Ainsi, les 22 lettres de l’alphabet hébraïque ne doivent pas être uniquement considérées comme de simples caractères qui ont permis de fixer la parole. Chaque lettre est vivante, elle représente une puissance, et la forme qui lui est donnée correspond à une réalité dans les plans subtils, que ce soit une force ou une entité. C’est pourquoi les kabbalistes continuent à étudier ces lettres ; ils tâchent d’approfondir les correspondances qui existent entre leurs formes et les puissances d’en haut, et ils s’efforcent de comprendre leur maniement afin d’établir un lien entre la terre et le ciel.

Alpha et Oméga, ou Aleph et Tav… En réalité ces deux lettres ne sont pas séparées l’une de l’autre, elles représentent la totalité de l’alphabet, car on ne peut pas isoler la fin du commencement. Lorsqu’en parlant d’un être humain, on dit « la tête et les pieds » tout le reste du corps est compris, même si on ne le mentionne pas. Et es pieds sont toujours liés à la tête ; quand vous voyez quelqu’un marcher, c’est qu’il a un projet à réaliser, il ne marche pas pour rien, sans but, sans intention.

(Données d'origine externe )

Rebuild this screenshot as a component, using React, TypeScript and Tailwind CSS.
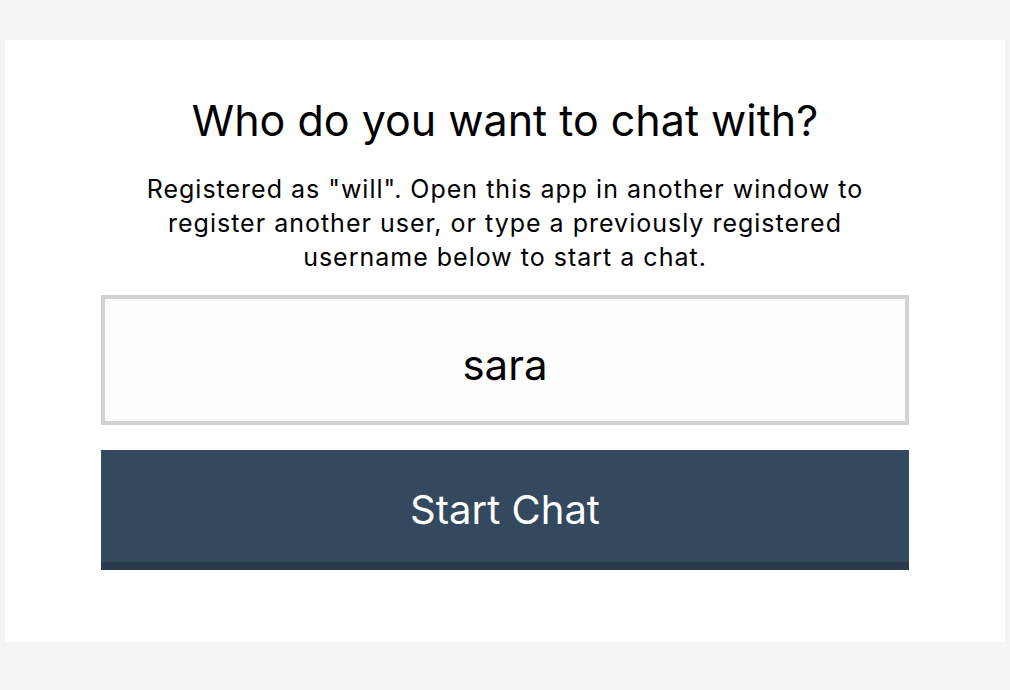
export default function App() {
  return (
    <div className="min-h-[690px] w-full bg-[#f4f4f4] pt-10 px-[5px] font-['Inter',sans-serif]">
      <div className="bg-white h-[602px] flex flex-col items-center pt-[51px]">
        <h1 className="text-[43px] leading-[58px] text-black text-center">Who do you want to chat with?</h1>
        <p className="mt-[23px] text-[25px] leading-[34px] tracking-[1px] text-black text-center">
          Registered as "will". Open this app in another window to
          <br />
          register another user, or type a previously registered
          <br />
          username below to start a chat.
        </p>
        <div className="mt-[21px] w-[808px] flex flex-col gap-[25px]">
          <input
            className="h-[130px] w-full border-4 border-[#d3d3d3] bg-[#fdfdfd] text-center text-[42px] text-black outline-none pt-2"
            defaultValue="sara"
          />
          <button className="h-[120px] w-full bg-[#34495e] border-b-8 border-[#2a3a4c] text-white text-[40px] pt-2">
            Start Chat
          </button>
        </div>
      </div>
    </div>
  );
}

Un alphabet est un ensemble formé d’une succession d’éléments, les lettres, et l’ordre dans lequel elles sont placées n’est pas le fait du hasard, car elles sont la représentation analogique des « lettres » qui composent la création. En se servant des lettres de l’alphabet pour penser, parler et écrire, l’homme agit comme dieu, et c’est dans ce sens qu’on peut dire qu’il est un véritable scribe, car il a appris à combiner les lettres pour former des mots, des phrases, des poèmes ; ces mots, ces phrases, ces poèmes qui sont la matière même de l’univers. Oui, le scribe, au sens initiatique du terme, est celui qui sait transposer les éléments de la langue, les lettres de l’alphabet, dans tous les domaines de la vie et particulièrement en lui-même, où il s’efforce de combiner ces éléments afin qu’il en résulte une « parole » belle, harmonieuse et bénéfique pour tous les êtres autour de lui et pour l’univers entier.